_Problem statement:_ Reproduce the listing exactly, with no pictures in your copy.

_Data segment:_
==========
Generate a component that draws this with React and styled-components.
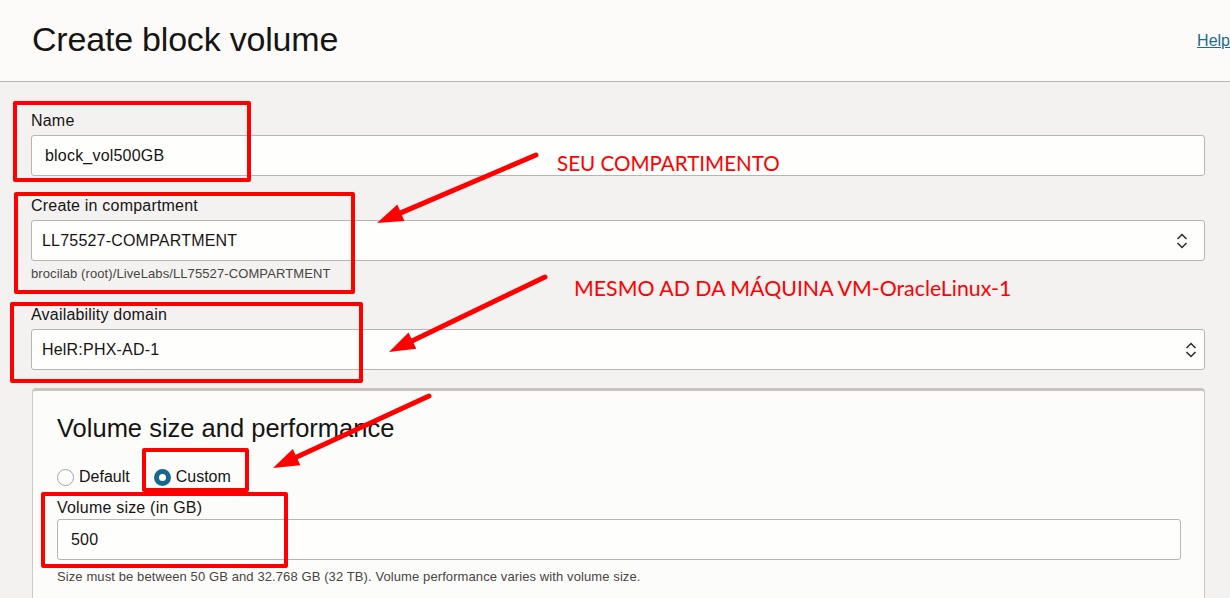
import React from "react"
import styled, { createGlobalStyle } from "styled-components"

const GlobalStyle = createGlobalStyle`
  html, body {
    margin: 0;
    padding: 0;
    background: #f3f2f1;
    font-family: "Liberation Sans", Arial, sans-serif;
    color: #161513;
  }
`

const Page = styled.div`
  position: relative;
  width: 1230px;
  height: 598px;
  overflow: hidden;
`

const Header = styled.header`
  display: flex;
  align-items: center;
  height: 81px;
  padding-left: 32px;
  background: #fcfbfa;
  border-bottom: 1px solid #bcb6b0;
`

const Title = styled.h1`
  margin: 0 0 2px 0;
  font-size: 34px;
  font-weight: 400;
  letter-spacing: -0.2px;
  color: #161513;
`

const HelpLink = styled.a`
  margin-left: auto;
  font-size: 16px;
  color: #1a6a91;
  text-decoration: underline;
  cursor: pointer;
`

const Form = styled.div`
  padding: 29px 25px 0 31px;
`

const Field = styled.div`
  margin-bottom: ${(p) => p.$gap || 20}px;
`

const Label = styled.div`
  font-size: 16px;
  line-height: 18px;
  letter-spacing: 0.2px;
  padding-top: 1px;
  margin-bottom: ${(p) => (p.$mb === undefined ? 5 : p.$mb)}px;
`

const Input = styled.div`
  box-sizing: border-box;
  height: ${(p) => p.$h || 41}px;
  display: flex;
  align-items: center;
  padding: 0 ${(p) => p.$pr || 16}px 0 ${(p) => p.$pl || 13}px;
  background: #fefefd;
  border: 1px solid #b9b4ae;
  border-radius: 3px;
  font-size: 16px;
  letter-spacing: 0.2px;
`

const Value = styled.span`
  flex: 1;
`

const Hint = styled.div`
  font-size: 13px;
  line-height: 18px;
  letter-spacing: 0.1px;
  color: #48453f;
  margin-top: ${(p) => p.$mt || 4}px;
`

const Panel = styled.section`
  margin-left: 1px;
  background: #fcfcfb;
  border: 1px solid #cdc8c2;
  border-top: 3px solid #c9c3bc;
  border-radius: 4px 4px 0 0;
  padding: 23px 23px 20px 24px;
`

const PanelTitle = styled.h2`
  margin: 0;
  font-size: 25.5px;
  line-height: 28px;
  font-weight: 400;
  color: #161513;
`

const RadioRow = styled.div`
  display: flex;
  align-items: center;
  gap: 24px;
  margin-top: 25px;
  height: 20px;
`

const RadioOption = styled.label`
  display: flex;
  align-items: center;
  gap: 5px;
  font-size: 16px;
`

const RadioDot = styled.span`
  box-sizing: border-box;
  width: 17px;
  height: 17px;
  border-radius: 50%;
  border: ${(p) => (p.$on ? "5px solid #17698b" : "1px solid #a8a29c")};
  background: #fff;
`

const VolumeField = styled.div`
  margin-top: 11px;
`

const Annotation = styled.div`
  position: absolute;
  box-sizing: border-box;
  left: ${(p) => p.$x}px;
  top: ${(p) => p.$y}px;
  width: ${(p) => p.$w}px;
  height: ${(p) => p.$h}px;
  border: 4px solid #ff0000;
  border-radius: 2px;
  pointer-events: none;
`

const Note = styled.div`
  position: absolute;
  left: ${(p) => p.$x}px;
  top: ${(p) => p.$y}px;
  font-family: Lato, "Open Sans", sans-serif;
  font-size: 21px;
  line-height: 24px;
  color: #ff0000;
  white-space: nowrap;
  transform-origin: left center;
  transform: scaleX(${(p) => p.$sx || 1});
`

const Overlay = styled.svg`
  position: absolute;
  left: 0;
  top: 0;
  pointer-events: none;
`

const Chevrons = () => (
  <svg width="12" height="18" viewBox="0 0 12 18" fill="none">
    <path d="M1.5 7 L6 2.5 L10.5 7" stroke="#2b2926" strokeWidth="1.5" />
    <path d="M1.5 11 L6 15.5 L10.5 11" stroke="#2b2926" strokeWidth="1.5" />
  </svg>
)

const arrows = [
  { from: [536, 155], to: [377, 223] },
  { from: [545, 277], to: [389, 352] },
  { from: [429, 396], to: [273, 468] },
]

const Arrow = ({ from, to }) => {
  const dx = to[0] - from[0]
  const dy = to[1] - from[1]
  const len = Math.hypot(dx, dy)
  const ux = dx / len
  const uy = dy / len
  const headLen = 26
  const half = 9
  const bx = to[0] - ux * headLen
  const by = to[1] - uy * headLen
  const pts = [
    `${to[0]},${to[1]}`,
    `${bx - uy * half},${by + ux * half}`,
    `${bx + uy * half},${by - ux * half}`,
  ].join(" ")
  return (
    <g>
      <line
        x1={from[0]}
        y1={from[1]}
        x2={bx + ux * 4}
        y2={by + uy * 4}
        stroke="#ff0000"
        strokeWidth="5"
        strokeLinecap="round"
      />
      <polygon points={pts} fill="#ff0000" />
    </g>
  )
}

const boxes = [
  { x: 13, y: 101, w: 238, h: 81 },
  { x: 14, y: 192, w: 341, h: 102 },
  { x: 10, y: 302, w: 353, h: 81 },
  { x: 142, y: 448, w: 107, h: 44 },
  { x: 41, y: 492, w: 247, h: 76 },
]

const App = () => {
  return (
    <Page>
      <GlobalStyle />
      <Header>
        <Title>Create block volume</Title>
        <HelpLink>Help</HelpLink>
      </Header>
      <Form>
        <Field>
          <Label>Name</Label>
          <Input $pl={13}>
            <Value>block_vol500GB</Value>
          </Input>
        </Field>
        <Field $gap={22}>
          <Label>Create in compartment</Label>
          <Input $pl={10} $pr={16}>
            <Value>LL75527-COMPARTMENT</Value>
            <Chevrons />
          </Input>
          <Hint>brocilab (root)/LiveLabs/LL75527-COMPARTMENT</Hint>
        </Field>
        <Field $gap={18}>
          <Label>Availability domain</Label>
          <Input $pl={10} $pr={7}>
            <Value>HelR:PHX-AD-1</Value>
            <Chevrons />
          </Input>
        </Field>
        <Panel>
          <PanelTitle>Volume size and performance</PanelTitle>
          <RadioRow>
            <RadioOption>
              <RadioDot />
              Default
            </RadioOption>
            <RadioOption>
              <RadioDot $on />
              Custom
            </RadioOption>
          </RadioRow>
          <VolumeField>
            <Label $mb={2}>Volume size (in GB)</Label>
            <Input $pl={13}>
              <Value>500</Value>
            </Input>
            <Hint $mt={8}>
              Size must be between 50 GB and 32.768 GB (32 TB). Volume
              performance varies with volume size.
            </Hint>
          </VolumeField>
        </Panel>
      </Form>

      {boxes.map((b, i) => (
        <Annotation key={i} $x={b.x} $y={b.y} $w={b.w} $h={b.h} />
      ))}
      <Overlay width="1230" height="598">
        {arrows.map((a, i) => (
          <Arrow key={i} from={a.from} to={a.to} />
        ))}
      </Overlay>
      <Note $x={557} $y={151} $sx={0.98}>
        SEU COMPARTIMENTO
      </Note>
      <Note $x={574} $y={276} $sx={1.015}>
        MESMO AD DA MÁQUINA VM-OracleLinux-1
      </Note>
    </Page>
  )
}

export default App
==========
_Written solution:_
Generate a component that draws this with React and styled-components.
import React from "react"
import styled, { createGlobalStyle } from "styled-components"

const GlobalStyle = createGlobalStyle`
  html, body {
    margin: 0;
    padding: 0;
    background: #f3f2f1;
    font-family: "Liberation Sans", Arial, sans-serif;
    color: #161513;
  }
`

const Page = styled.div`
  position: relative;
  width: 1230px;
  height: 598px;
  overflow: hidden;
`

const Header = styled.header`
  display: flex;
  align-items: center;
  height: 81px;
  padding-left: 32px;
  background: #fcfbfa;
  border-bottom: 1px solid #bcb6b0;
`

const Title = styled.h1`
  margin: 0 0 2px 0;
  font-size: 34px;
  font-weight: 400;
  letter-spacing: -0.2px;
  color: #161513;
`

const HelpLink = styled.a`
  margin-left: auto;
  font-size: 16px;
  color: #1a6a91;
  text-decoration: underline;
  cursor: pointer;
`

const Form = styled.div`
  padding: 29px 25px 0 31px;
`

const Field = styled.div`
  margin-bottom: ${(p) => p.$gap || 20}px;
`

const Label = styled.div`
  font-size: 16px;
  line-height: 18px;
  letter-spacing: 0.2px;
  padding-top: 1px;
  margin-bottom: ${(p) => (p.$mb === undefined ? 5 : p.$mb)}px;
`

const Input = styled.div`
  box-sizing: border-box;
  height: ${(p) => p.$h || 41}px;
  display: flex;
  align-items: center;
  padding: 0 ${(p) => p.$pr || 16}px 0 ${(p) => p.$pl || 13}px;
  background: #fefefd;
  border: 1px solid #b9b4ae;
  border-radius: 3px;
  font-size: 16px;
  letter-spacing: 0.2px;
`

const Value = styled.span`
  flex: 1;
`

const Hint = styled.div`
  font-size: 13px;
  line-height: 18px;
  letter-spacing: 0.1px;
  color: #48453f;
  margin-top: ${(p) => p.$mt || 4}px;
`

const Panel = styled.section`
  margin-left: 1px;
  background: #fcfcfb;
  border: 1px solid #cdc8c2;
  border-top: 3px solid #c9c3bc;
  border-radius: 4px 4px 0 0;
  padding: 23px 23px 20px 24px;
`

const PanelTitle = styled.h2`
  margin: 0;
  font-size: 25.5px;
  line-height: 28px;
  font-weight: 400;
  color: #161513;
`

const RadioRow = styled.div`
  display: flex;
  align-items: center;
  gap: 24px;
  margin-top: 25px;
  height: 20px;
`

const RadioOption = styled.label`
  display: flex;
  align-items: center;
  gap: 5px;
  font-size: 16px;
`

const RadioDot = styled.span`
  box-sizing: border-box;
  width: 17px;
  height: 17px;
  border-radius: 50%;
  border: ${(p) => (p.$on ? "5px solid #17698b" : "1px solid #a8a29c")};
  background: #fff;
`

const VolumeField = styled.div`
  margin-top: 11px;
`

const Annotation = styled.div`
  position: absolute;
  box-sizing: border-box;
  left: ${(p) => p.$x}px;
  top: ${(p) => p.$y}px;
  width: ${(p) => p.$w}px;
  height: ${(p) => p.$h}px;
  border: 4px solid #ff0000;
  border-radius: 2px;
  pointer-events: none;
`

const Note = styled.div`
  position: absolute;
  left: ${(p) => p.$x}px;
  top: ${(p) => p.$y}px;
  font-family: Lato, "Open Sans", sans-serif;
  font-size: 21px;
  line-height: 24px;
  color: #ff0000;
  white-space: nowrap;
  transform-origin: left center;
  transform: scaleX(${(p) => p.$sx || 1});
`

const Overlay = styled.svg`
  position: absolute;
  left: 0;
  top: 0;
  pointer-events: none;
`

const Chevrons = () => (
  <svg width="12" height="18" viewBox="0 0 12 18" fill="none">
    <path d="M1.5 7 L6 2.5 L10.5 7" stroke="#2b2926" strokeWidth="1.5" />
    <path d="M1.5 11 L6 15.5 L10.5 11" stroke="#2b2926" strokeWidth="1.5" />
  </svg>
)

const arrows = [
  { from: [536, 155], to: [377, 223] },
  { from: [545, 277], to: [389, 352] },
  { from: [429, 396], to: [273, 468] },
]

const Arrow = ({ from, to }) => {
  const dx = to[0] - from[0]
  const dy = to[1] - from[1]
  const len = Math.hypot(dx, dy)
  const ux = dx / len
  const uy = dy / len
  const headLen = 26
  const half = 9
  const bx = to[0] - ux * headLen
  const by = to[1] - uy * headLen
  const pts = [
    `${to[0]},${to[1]}`,
    `${bx - uy * half},${by + ux * half}`,
    `${bx + uy * half},${by - ux * half}`,
  ].join(" ")
  return (
    <g>
      <line
        x1={from[0]}
        y1={from[1]}
        x2={bx + ux * 4}
        y2={by + uy * 4}
        stroke="#ff0000"
        strokeWidth="5"
        strokeLinecap="round"
      />
      <polygon points={pts} fill="#ff0000" />
    </g>
  )
}

const boxes = [
  { x: 13, y: 101, w: 238, h: 81 },
  { x: 14, y: 192, w: 341, h: 102 },
  { x: 10, y: 302, w: 353, h: 81 },
  { x: 142, y: 448, w: 107, h: 44 },
  { x: 41, y: 492, w: 247, h: 76 },
]

const App = () => {
  return (
    <Page>
      <GlobalStyle />
      <Header>
        <Title>Create block volume</Title>
        <HelpLink>Help</HelpLink>
      </Header>
      <Form>
        <Field>
          <Label>Name</Label>
          <Input $pl={13}>
            <Value>block_vol500GB</Value>
          </Input>
        </Field>
        <Field $gap={22}>
          <Label>Create in compartment</Label>
          <Input $pl={10} $pr={16}>
            <Value>LL75527-COMPARTMENT</Value>
            <Chevrons />
          </Input>
          <Hint>brocilab (root)/LiveLabs/LL75527-COMPARTMENT</Hint>
        </Field>
        <Field $gap={18}>
          <Label>Availability domain</Label>
          <Input $pl={10} $pr={7}>
            <Value>HelR:PHX-AD-1</Value>
            <Chevrons />
          </Input>
        </Field>
        <Panel>
          <PanelTitle>Volume size and performance</PanelTitle>
          <RadioRow>
            <RadioOption>
              <RadioDot />
              Default
            </RadioOption>
            <RadioOption>
              <RadioDot $on />
              Custom
            </RadioOption>
          </RadioRow>
          <VolumeField>
            <Label $mb={2}>Volume size (in GB)</Label>
            <Input $pl={13}>
              <Value>500</Value>
            </Input>
            <Hint $mt={8}>
              Size must be between 50 GB and 32.768 GB (32 TB). Volume
              performance varies with volume size.
            </Hint>
          </VolumeField>
        </Panel>
      </Form>

      {boxes.map((b, i) => (
        <Annotation key={i} $x={b.x} $y={b.y} $w={b.w} $h={b.h} />
      ))}
      <Overlay width="1230" height="598">
        {arrows.map((a, i) => (
          <Arrow key={i} from={a.from} to={a.to} />
        ))}
      </Overlay>
      <Note $x={557} $y={151} $sx={0.98}>
        SEU COMPARTIMENTO
      </Note>
      <Note $x={574} $y={276} $sx={1.015}>
        MESMO AD DA MÁQUINA VM-OracleLinux-1
      </Note>
    </Page>
  )
}

export default App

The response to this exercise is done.